On 11 July, twin bombings rocked the Uganda capital, Kampala, killing 76 people, mostly Ugandan civilians watching the FIFA World Cup final.

The next day, while suspicions and concerns were mounting, Somalia’s Al Shabaab militants proudly claimed the responsibility of the attacks, threatening that it was only the beginning response to Uganda’s military engagement with the African Union peacekeepers in Somalia, known as AMISOM. The troops were deployed in Somalia since early 2007, is envisaged to provide protection mainly to the main installations of the limping Transitional Federal Government (TFG), which, without the backing of the AMISOM forces, would surely have fallen in the face of the increasingly sophisticated insurgency.

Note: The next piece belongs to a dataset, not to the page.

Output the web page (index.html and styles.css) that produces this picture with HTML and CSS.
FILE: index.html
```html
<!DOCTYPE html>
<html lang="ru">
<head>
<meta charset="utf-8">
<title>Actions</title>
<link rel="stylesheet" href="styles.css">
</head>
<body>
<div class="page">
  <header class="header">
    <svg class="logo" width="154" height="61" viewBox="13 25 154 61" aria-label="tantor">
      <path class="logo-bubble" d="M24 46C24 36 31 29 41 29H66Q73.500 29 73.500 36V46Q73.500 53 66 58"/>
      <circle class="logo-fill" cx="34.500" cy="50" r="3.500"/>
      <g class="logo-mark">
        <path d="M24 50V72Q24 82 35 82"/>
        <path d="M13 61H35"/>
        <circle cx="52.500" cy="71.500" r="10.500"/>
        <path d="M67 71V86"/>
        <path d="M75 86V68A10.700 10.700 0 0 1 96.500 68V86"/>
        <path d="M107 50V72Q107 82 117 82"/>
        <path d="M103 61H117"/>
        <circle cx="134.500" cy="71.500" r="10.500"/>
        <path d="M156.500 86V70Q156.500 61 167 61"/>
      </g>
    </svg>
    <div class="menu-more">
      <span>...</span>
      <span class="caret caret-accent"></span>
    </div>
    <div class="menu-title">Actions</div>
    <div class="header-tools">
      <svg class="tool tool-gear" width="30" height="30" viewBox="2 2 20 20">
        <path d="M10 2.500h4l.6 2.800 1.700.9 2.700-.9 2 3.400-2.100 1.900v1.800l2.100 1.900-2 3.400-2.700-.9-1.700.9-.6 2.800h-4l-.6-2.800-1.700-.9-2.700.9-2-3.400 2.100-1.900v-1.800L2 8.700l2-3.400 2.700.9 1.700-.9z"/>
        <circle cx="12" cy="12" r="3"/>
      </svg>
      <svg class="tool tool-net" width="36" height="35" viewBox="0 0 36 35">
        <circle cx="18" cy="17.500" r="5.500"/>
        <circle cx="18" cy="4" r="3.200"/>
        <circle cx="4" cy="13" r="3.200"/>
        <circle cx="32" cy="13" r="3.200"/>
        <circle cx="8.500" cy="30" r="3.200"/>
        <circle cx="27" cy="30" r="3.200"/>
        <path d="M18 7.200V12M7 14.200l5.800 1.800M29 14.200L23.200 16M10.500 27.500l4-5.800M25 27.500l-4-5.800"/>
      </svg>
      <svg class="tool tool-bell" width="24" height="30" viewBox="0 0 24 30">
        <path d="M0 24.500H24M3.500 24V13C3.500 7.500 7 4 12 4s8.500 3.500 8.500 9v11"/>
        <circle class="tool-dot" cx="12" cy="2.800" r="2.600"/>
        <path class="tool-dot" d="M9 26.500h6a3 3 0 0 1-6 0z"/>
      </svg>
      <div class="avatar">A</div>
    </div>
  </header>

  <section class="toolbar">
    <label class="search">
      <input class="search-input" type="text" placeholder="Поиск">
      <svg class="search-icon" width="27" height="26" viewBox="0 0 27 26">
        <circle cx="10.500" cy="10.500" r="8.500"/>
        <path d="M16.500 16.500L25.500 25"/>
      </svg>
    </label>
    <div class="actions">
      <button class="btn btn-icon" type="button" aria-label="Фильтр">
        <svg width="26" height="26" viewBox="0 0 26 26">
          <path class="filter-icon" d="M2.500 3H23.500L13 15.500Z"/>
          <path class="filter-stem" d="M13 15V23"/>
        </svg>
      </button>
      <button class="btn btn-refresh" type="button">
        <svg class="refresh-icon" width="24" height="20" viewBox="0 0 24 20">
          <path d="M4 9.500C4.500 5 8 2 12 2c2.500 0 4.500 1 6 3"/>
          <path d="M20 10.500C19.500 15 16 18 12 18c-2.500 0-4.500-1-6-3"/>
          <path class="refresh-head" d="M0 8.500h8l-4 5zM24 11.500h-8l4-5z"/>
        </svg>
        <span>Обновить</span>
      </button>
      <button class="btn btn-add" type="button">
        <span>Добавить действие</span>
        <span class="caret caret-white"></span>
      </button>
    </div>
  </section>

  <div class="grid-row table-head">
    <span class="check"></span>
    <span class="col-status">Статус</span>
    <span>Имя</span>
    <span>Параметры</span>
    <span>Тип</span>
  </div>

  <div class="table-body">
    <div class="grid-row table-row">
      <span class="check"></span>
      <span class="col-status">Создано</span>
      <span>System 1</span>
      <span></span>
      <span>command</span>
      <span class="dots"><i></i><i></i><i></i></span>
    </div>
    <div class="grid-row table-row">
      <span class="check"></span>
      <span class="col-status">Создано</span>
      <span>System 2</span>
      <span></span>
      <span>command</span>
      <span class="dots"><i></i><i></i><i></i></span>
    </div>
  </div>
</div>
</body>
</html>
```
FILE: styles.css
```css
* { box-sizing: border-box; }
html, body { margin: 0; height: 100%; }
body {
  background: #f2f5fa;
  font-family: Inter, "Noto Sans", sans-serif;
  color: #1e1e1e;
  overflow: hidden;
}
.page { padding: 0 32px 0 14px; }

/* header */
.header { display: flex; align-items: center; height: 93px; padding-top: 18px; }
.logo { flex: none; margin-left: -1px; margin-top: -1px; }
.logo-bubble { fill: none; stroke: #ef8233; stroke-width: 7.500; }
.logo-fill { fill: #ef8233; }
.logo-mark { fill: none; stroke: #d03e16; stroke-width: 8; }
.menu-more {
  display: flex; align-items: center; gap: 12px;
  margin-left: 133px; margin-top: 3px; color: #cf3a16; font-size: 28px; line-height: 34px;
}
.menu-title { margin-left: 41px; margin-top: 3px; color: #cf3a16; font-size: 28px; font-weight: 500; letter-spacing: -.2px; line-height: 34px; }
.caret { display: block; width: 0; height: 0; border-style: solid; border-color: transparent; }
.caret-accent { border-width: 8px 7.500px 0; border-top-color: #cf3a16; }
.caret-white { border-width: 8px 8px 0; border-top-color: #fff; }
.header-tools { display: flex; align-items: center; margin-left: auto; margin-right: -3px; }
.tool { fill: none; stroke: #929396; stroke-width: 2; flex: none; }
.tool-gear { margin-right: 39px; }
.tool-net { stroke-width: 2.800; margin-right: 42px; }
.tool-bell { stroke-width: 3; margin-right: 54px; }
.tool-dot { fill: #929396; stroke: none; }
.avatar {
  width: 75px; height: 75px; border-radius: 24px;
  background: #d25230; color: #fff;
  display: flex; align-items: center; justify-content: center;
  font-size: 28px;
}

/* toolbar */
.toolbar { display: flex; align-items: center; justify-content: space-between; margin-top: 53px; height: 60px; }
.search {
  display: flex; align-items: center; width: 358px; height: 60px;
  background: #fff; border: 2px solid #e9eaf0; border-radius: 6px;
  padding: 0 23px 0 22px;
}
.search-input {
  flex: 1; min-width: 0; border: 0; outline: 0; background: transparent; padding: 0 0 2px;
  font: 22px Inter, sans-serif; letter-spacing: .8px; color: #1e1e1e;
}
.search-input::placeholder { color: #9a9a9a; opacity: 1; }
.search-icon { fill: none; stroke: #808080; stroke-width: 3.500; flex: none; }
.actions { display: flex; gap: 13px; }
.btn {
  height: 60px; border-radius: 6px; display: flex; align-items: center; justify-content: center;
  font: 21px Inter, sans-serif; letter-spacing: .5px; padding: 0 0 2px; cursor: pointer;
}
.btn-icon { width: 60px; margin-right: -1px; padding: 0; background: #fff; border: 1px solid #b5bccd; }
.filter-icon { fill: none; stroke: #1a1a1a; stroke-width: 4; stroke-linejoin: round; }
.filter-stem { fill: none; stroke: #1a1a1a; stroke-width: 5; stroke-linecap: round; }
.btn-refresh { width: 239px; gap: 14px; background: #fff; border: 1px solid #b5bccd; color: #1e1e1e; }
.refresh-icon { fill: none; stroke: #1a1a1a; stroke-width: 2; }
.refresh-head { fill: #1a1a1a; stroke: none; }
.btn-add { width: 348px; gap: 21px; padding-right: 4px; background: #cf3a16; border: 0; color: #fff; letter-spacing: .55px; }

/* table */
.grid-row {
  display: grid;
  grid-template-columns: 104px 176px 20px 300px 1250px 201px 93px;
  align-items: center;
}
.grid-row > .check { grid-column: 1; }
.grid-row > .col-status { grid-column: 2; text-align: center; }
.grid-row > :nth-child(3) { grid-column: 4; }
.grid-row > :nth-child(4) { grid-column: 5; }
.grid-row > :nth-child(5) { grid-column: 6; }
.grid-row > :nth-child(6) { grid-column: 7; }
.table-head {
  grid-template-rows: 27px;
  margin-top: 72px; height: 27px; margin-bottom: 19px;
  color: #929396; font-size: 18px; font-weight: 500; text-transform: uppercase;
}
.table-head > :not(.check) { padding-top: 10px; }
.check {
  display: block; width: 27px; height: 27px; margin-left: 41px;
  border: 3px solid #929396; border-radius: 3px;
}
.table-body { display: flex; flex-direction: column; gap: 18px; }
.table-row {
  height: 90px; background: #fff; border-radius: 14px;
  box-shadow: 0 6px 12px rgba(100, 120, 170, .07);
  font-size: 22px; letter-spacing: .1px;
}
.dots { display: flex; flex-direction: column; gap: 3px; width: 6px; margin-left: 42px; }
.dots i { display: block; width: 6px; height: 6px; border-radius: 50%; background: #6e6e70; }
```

The international community was quick to condemn the Kampala attacks calling it a cowardly act. The US quickly dispatched forensic investigation with help of FBI.

Uganda, along with African Union, have responded differently — or more aggressively — at the 15th AU summit this week in Kampala. The leaders of 30 African nations pledged to dispatch additional combat forces to bolster the current AU mission in Somalia, and to root out Al Shabaab, the most fearsome organization in the Horn of Africa — if not the continent. Unlike the previous summits, this meeting, originally planned to tackle the theme of “maternal, infant and child health and development in Africa”, was largely overshadowed by Al Shabaab’s threat and a collective security interest.

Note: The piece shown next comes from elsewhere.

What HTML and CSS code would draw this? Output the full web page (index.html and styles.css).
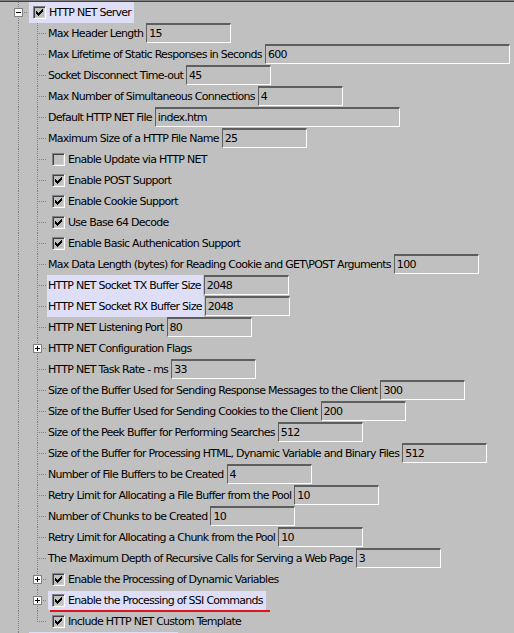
FILE: index.html
```html
<!DOCTYPE html>
<html>
<head>
<meta charset="utf-8">
<link rel="stylesheet" href="styles.css">
</head>
<body>
<div class="tree">
  <div class="row">
    <span class="cell tee"><span class="exp"></span></span>
    <span class="item root"><span class="cb"><svg width="7" height="7" viewBox="0 0 7 7" shape-rendering="crispEdges"><path d="M0 2h1v3H0zM1 3h1v3H1zM2 4h1v3H2zM3 3h1v3H3zM4 2h1v3H4zM5 1h1v3H5zM6 0h1v3H6z"/></svg></span><span class="txt">HTTP NET Server</span></span>
  </div>
  <div class="row"><span class="cell pass"></span><span class="cell tee"></span><span class="lbl">Max Header Length</span><span class="field">15</span></div>
  <div class="row"><span class="cell pass"></span><span class="cell tee"></span><span class="lbl">Max Lifetime of Static Responses in Seconds</span><span class="field wide">600</span></div>
  <div class="row"><span class="cell pass"></span><span class="cell tee"></span><span class="lbl">Socket Disconnect Time-out</span><span class="field">45</span></div>
  <div class="row"><span class="cell pass"></span><span class="cell tee"></span><span class="lbl">Max Number of Simultaneous Connections</span><span class="field">4</span></div>
  <div class="row"><span class="cell pass"></span><span class="cell tee"></span><span class="lbl">Default HTTP NET File</span><span class="field wide">index.htm</span></div>
  <div class="row"><span class="cell pass"></span><span class="cell tee"></span><span class="lbl">Maximum Size of a HTTP File Name</span><span class="field">25</span></div>
  <div class="row"><span class="cell pass"></span><span class="cell tee"></span><span class="item"><span class="cb"></span><span class="txt">Enable Update via HTTP NET</span></span></div>
  <div class="row"><span class="cell pass"></span><span class="cell tee"></span><span class="item"><span class="cb"><svg width="7" height="7" viewBox="0 0 7 7" shape-rendering="crispEdges"><path d="M0 2h1v3H0zM1 3h1v3H1zM2 4h1v3H2zM3 3h1v3H3zM4 2h1v3H4zM5 1h1v3H5zM6 0h1v3H6z"/></svg></span><span class="txt">Enable POST Support</span></span></div>
  <div class="row"><span class="cell pass"></span><span class="cell tee"></span><span class="item"><span class="cb"><svg width="7" height="7" viewBox="0 0 7 7" shape-rendering="crispEdges"><path d="M0 2h1v3H0zM1 3h1v3H1zM2 4h1v3H2zM3 3h1v3H3zM4 2h1v3H4zM5 1h1v3H5zM6 0h1v3H6z"/></svg></span><span class="txt">Enable Cookie Support</span></span></div>
  <div class="row"><span class="cell pass"></span><span class="cell tee"></span><span class="item"><span class="cb"><svg width="7" height="7" viewBox="0 0 7 7" shape-rendering="crispEdges"><path d="M0 2h1v3H0zM1 3h1v3H1zM2 4h1v3H2zM3 3h1v3H3zM4 2h1v3H4zM5 1h1v3H5zM6 0h1v3H6z"/></svg></span><span class="txt">Use Base 64 Decode</span></span></div>
  <div class="row"><span class="cell pass"></span><span class="cell tee"></span><span class="item"><span class="cb"><svg width="7" height="7" viewBox="0 0 7 7" shape-rendering="crispEdges"><path d="M0 2h1v3H0zM1 3h1v3H1zM2 4h1v3H2zM3 3h1v3H3zM4 2h1v3H4zM5 1h1v3H5zM6 0h1v3H6z"/></svg></span><span class="txt">Enable Basic Authenication Support</span></span></div>
  <div class="row"><span class="cell pass"></span><span class="cell tee"></span><span class="lbl">Max Data Length (bytes) for Reading Cookie and GET\POST Arguments</span><span class="field">100</span></div>
  <div class="row"><span class="cell pass"></span><span class="cell tee"></span><span class="lbl hl">HTTP NET Socket TX Buffer Size</span><span class="field">2048</span></div>
  <div class="row"><span class="cell pass"></span><span class="cell tee"></span><span class="lbl hl">HTTP NET Socket RX Buffer Size</span><span class="field">2048</span></div>
  <div class="row"><span class="cell pass"></span><span class="cell tee"></span><span class="lbl">HTTP NET Listening Port</span><span class="field">80</span></div>
  <div class="row"><span class="cell pass"></span><span class="cell tee"><span class="exp plus"></span></span><span class="lbl">HTTP NET Configuration Flags</span></div>
  <div class="row"><span class="cell pass"></span><span class="cell tee"></span><span class="lbl">HTTP NET Task Rate - ms</span><span class="field">33</span></div>
  <div class="row"><span class="cell pass"></span><span class="cell tee"></span><span class="lbl">Size of the Buffer Used for Sending Response Messages to the Client</span><span class="field">300</span></div>
  <div class="row"><span class="cell pass"></span><span class="cell tee"></span><span class="lbl">Size of the Buffer Used for Sending Cookies to the Client</span><span class="field">200</span></div>
  <div class="row"><span class="cell pass"></span><span class="cell tee"></span><span class="lbl">Size of the Peek Buffer for Performing Searches</span><span class="field">512</span></div>
  <div class="row"><span class="cell pass"></span><span class="cell tee"></span><span class="lbl">Size of the Buffer for Processing HTML, Dynamic Variable and Binary Files</span><span class="field">512</span></div>
  <div class="row"><span class="cell pass"></span><span class="cell tee"></span><span class="lbl">Number of File Buffers to be Created</span><span class="field">4</span></div>
  <div class="row"><span class="cell pass"></span><span class="cell tee"></span><span class="lbl">Retry Limit for Allocating a File Buffer from the Pool</span><span class="field">10</span></div>
  <div class="row"><span class="cell pass"></span><span class="cell tee"></span><span class="lbl">Number of Chunks to be Created</span><span class="field">10</span></div>
  <div class="row"><span class="cell pass"></span><span class="cell tee"></span><span class="lbl">Retry Limit for Allocating a Chunk from the Pool</span><span class="field">10</span></div>
  <div class="row"><span class="cell pass"></span><span class="cell tee"></span><span class="lbl">The Maximum Depth of Recursive Calls for Serving a Web Page</span><span class="field">3</span></div>
  <div class="row"><span class="cell pass"></span><span class="cell tee"><span class="exp plus"></span></span><span class="item"><span class="cb"><svg width="7" height="7" viewBox="0 0 7 7" shape-rendering="crispEdges"><path d="M0 2h1v3H0zM1 3h1v3H1zM2 4h1v3H2zM3 3h1v3H3zM4 2h1v3H4zM5 1h1v3H5zM6 0h1v3H6z"/></svg></span><span class="txt">Enable the Processing of Dynamic Variables</span></span></div>
  <div class="row"><span class="cell pass"></span><span class="cell tee"><span class="exp plus"></span></span><span class="item mark"><span class="cb"><svg width="7" height="7" viewBox="0 0 7 7" shape-rendering="crispEdges"><path d="M0 2h1v3H0zM1 3h1v3H1zM2 4h1v3H2zM3 3h1v3H3zM4 2h1v3H4zM5 1h1v3H5zM6 0h1v3H6z"/></svg></span><span class="txt">Enable the Processing of SSI Commands</span></span></div>
  <div class="row"><span class="cell pass"></span><span class="cell last"></span><span class="item"><span class="cb"><svg width="7" height="7" viewBox="0 0 7 7" shape-rendering="crispEdges"><path d="M0 2h1v3H0zM1 3h1v3H1zM2 4h1v3H2zM3 3h1v3H3zM4 2h1v3H4zM5 1h1v3H5zM6 0h1v3H6z"/></svg></span><span class="txt">Include HTTP NET Custom Template</span></span></div>
  <div class="row"><span class="cell tee"></span><span class="item root next"></span></div>
</div>
</body>
</html>
```

FILE: styles.css
```css
html, body {
  margin: 0;
  padding: 0;
  background: #c0c0c0;
  overflow: hidden;
}

body {
  font-family: "DejaVu Sans", Verdana, sans-serif;
  font-size: 11px;
  letter-spacing: -0.73px;
  color: #000;
}

.tree {
  border-top: 1px solid #808080;
  box-shadow: inset 0 1px 0 #404040;
  padding: 1px 0 0 9px;
}

.row {
  display: flex;
  align-items: flex-start;
  height: 21px;
  white-space: nowrap;
}

.cell {
  flex: none;
  width: 19px;
  height: 21px;
  display: flex;
  align-items: center;
}

.pass {
  background: repeating-linear-gradient(to bottom, #808080 0 1px, transparent 1px 2px) 9px 0 / 1px 21px no-repeat;
}

.tee {
  background:
    repeating-linear-gradient(to right, #808080 0 1px, transparent 1px 2px) 9px 10px / 10px 1px no-repeat,
    repeating-linear-gradient(to bottom, #808080 0 1px, transparent 1px 2px) 9px 0 / 1px 21px no-repeat;
}

.last {
  background:
    repeating-linear-gradient(to right, #808080 0 1px, transparent 1px 2px) 9px 10px / 10px 1px no-repeat,
    repeating-linear-gradient(to bottom, #808080 0 1px, transparent 1px 2px) 9px 0 / 1px 11px no-repeat;
}

.exp {
  width: 9px;
  height: 9px;
  box-sizing: border-box;
  margin-left: 5px;
  border: 1px solid #808080;
  background: linear-gradient(#000, #000) center / 5px 1px no-repeat, #fff;
}

.exp.plus {
  background:
    linear-gradient(#000, #000) center / 5px 1px no-repeat,
    linear-gradient(#000, #000) center / 1px 5px no-repeat,
    #fff;
}

.item {
  display: flex;
  align-items: flex-start;
  height: 21px;
  margin-left: 1px;
  padding: 0 3px 0 4px;
  position: relative;
}

.item.root {
  background: #dedef7;
}

.item.next {
  width: 149px;
  box-sizing: border-box;
}

.item.mark {
  background: linear-gradient(#dedef7, #dedef7) 0 1px / 100% 19px no-repeat;
}

.item.mark::after {
  content: "";
  position: absolute;
  left: 2px;
  right: -4px;
  top: 20px;
  height: 2px;
  background: #e3121b;
}

.cb {
  flex: none;
  width: 13px;
  height: 13px;
  box-sizing: border-box;
  margin: 4px 3px 0 0;
  padding: 2px;
  border: 1px solid;
  border-color: #808080 #fff #fff #808080;
  box-shadow: inset 1px 1px 0 #404040, inset -1px -1px 0 #d4d0c8;
  background: #c0c0c0;
}

.cb svg {
  display: block;
  fill: #000;
}

.txt {
  line-height: 21px;
}

.lbl {
  line-height: 21px;
  height: 21px;
  padding: 0 2px 0 1px;
}

.lbl.hl {
  background: #dedef7;
}

.field {
  flex: none;
  width: 85px;
  height: 20px;
  box-sizing: border-box;
  margin-left: 1px;
  border-style: solid;
  border-width: 2px 1px 1px 1px;
  border-color: #5e5e5e #fff #fff #5e5e5e;
  line-height: 17px;
  padding-left: 2px;
}

.field.wide {
  width: 245px;
}
```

Al-shabaab, like other jihadists organizations in the world, is a group of hardcore youngsters who, among other things, believe insurgency (i.e. roadside bombs, suicide bombs, convoy attacks, targeted assassinations, kidnappings, guerrilla warfare) as a tested tactic that helped oust Ethiopia’s military occupation in 2007. Thus, another full scale military operation in Somalia will only exacerbate and destabilize the situation on the ground. And, of course, the Somali people will suffer more. And AMISOM, like Ethiopia, is increasingly becoming unpopular among the public, due to its disproportionate shelling of civilian positions in Mogadishu. Furthermore, AMISOM has limited resources to curb daily insurgency and a narrow political time frame to create a space for stability in Somalia.

If the current AMISOM mission is militarily extended and mandated, there is a serious doubt that any substantial changes for relief and reconciliation could be brought about. On the contrary there is much cause to anticipate only the escalation of armed violence to reach its peak.

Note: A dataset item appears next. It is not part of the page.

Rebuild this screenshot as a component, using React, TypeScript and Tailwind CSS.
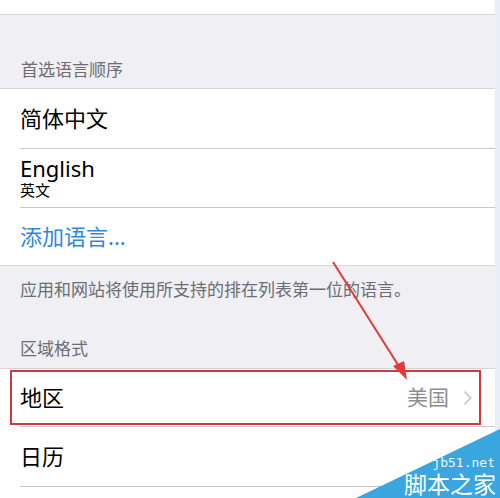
import React from 'react'

const font = { fontFamily: '"Noto Sans", "Noto Sans CJK SC", sans-serif' }

const Row = (props: { children: React.ReactNode, h: string, last?: boolean }) => {
    const { children, h, last } = props
    return (
        <div className={`shrink-0 bg-white pl-5 ${h}`}>
            <div className={`h-full flex items-center pr-5 ${last ? '' : 'border-b border-[#c8c7cc]'}`}>
                {children}
            </div>
        </div>
    )
}

export default function App() {
    return (
        <div className="relative w-[500px] h-[498px] overflow-hidden bg-white flex" style={font}>
            <div className="w-[495px] flex flex-col bg-[#efeff4] overflow-hidden">
                {/* top cell remnant */}
                <div className="shrink-0 h-[15px] bg-white border-b border-[#d6d5da]" />

                <div className="shrink-0 h-[73px] flex items-end pl-[21px] pb-[6px] text-[17px] text-[#6d6d72]">首选语言顺序</div>

                <div className="shrink-0 border-t border-[#d6d5da]">
                    <Row h="h-[60px]">
                        <span className="text-[22px] text-black">简体中文</span>
                    </Row>
                    <Row h="h-[59px]">
                        <div className="flex flex-col -mt-[2px]">
                            <span className="text-[22px] text-black leading-[24px]">English</span>
                            <span className="text-[15px] text-black leading-[18px] mt-[1px]">英文</span>
                        </div>
                    </Row>
                    <div className="h-[58px] bg-white pl-5 flex items-center border-b border-[#d6d5da]">
                        <span className="text-[22px] text-[#2f87e0]">添加语言...</span>
                    </div>
                </div>

                <div className="shrink-0 h-[102px] flex flex-col pl-5">
                    <div className="mt-[11px] text-[17px] text-[#6d6d72]">应用和网站将使用所支持的排在列表第一位的语言。</div>
                    <div className="mt-auto mb-[7px] text-[17px] text-[#6d6d72]">区域格式</div>
                </div>

                <div className="shrink-0 border-t border-[#d6d5da]">
                    <Row h="h-[58px]">
                        <span className="text-[22px] text-black">地区</span>
                        <span className="ml-auto text-[21px] text-[#8e8e93]">美国</span>
                        <svg width="9" height="16" viewBox="0 0 9 16" className="ml-[14px] mr-[3px]">
                            <path d="M1.5 1.5 L7.5 8 L1.5 14.5" fill="none" stroke="#c7c7cc" strokeWidth="1.8" />
                        </svg>
                    </Row>
                    <Row h="h-[60px]">
                        <span className="text-[22px] text-black">日历</span>
                    </Row>
                    <div className="h-[20px] bg-white" />
                </div>
            </div>
            <div className="w-[5px] bg-[#e8eef5]" />

            {/* red highlight box */}
            <div className="absolute left-[10px] top-[370px] w-[471px] h-[55px] border-2 border-[#d0393e]" />

            {/* red arrow */}
            <svg className="absolute left-0 top-0" width="500" height="498" viewBox="0 0 500 498">
                <line x1="333" y1="262" x2="400" y2="368" stroke="#e03a3a" strokeWidth="2" />
                <polygon points="407,380 393,366 404,361" fill="#e03a3a" />
            </svg>

            {/* watermark */}
            <svg className="absolute left-0 top-0" width="500" height="498" viewBox="0 0 500 498">
                <polygon points="356,498 500,429 500,498" fill="#3aa6df" />
            </svg>
            <div className="absolute right-[5px] top-[456px] text-[13px] leading-none text-white/90" style={{ fontFamily: '"DejaVu Sans Mono", monospace' }}>jb51.net</div>
            <div className="absolute right-[4px] top-[471px] text-[23px] leading-[24px] text-white" style={{ fontFamily: '"Noto Sans CJK SC", sans-serif' }}>脚本之家</div>
        </div>
    )
}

Increasingly, it’s becoming very unlikely, globally, to defeat modern insurgencies by a military force. Urban warfare, like the one in Mogadishu, is categorically unwinnable militarily. Because it failed in Afghanistan and Iraq, it’s highly improbably that it will work in Somalia.

Sadly, the African Union can’t seem to win the hearts and minds of the people of Somalia. And by sending additional troops to prop-up a wildly unpopular government, the AU is simply falling deeper into the Somalia quagmire.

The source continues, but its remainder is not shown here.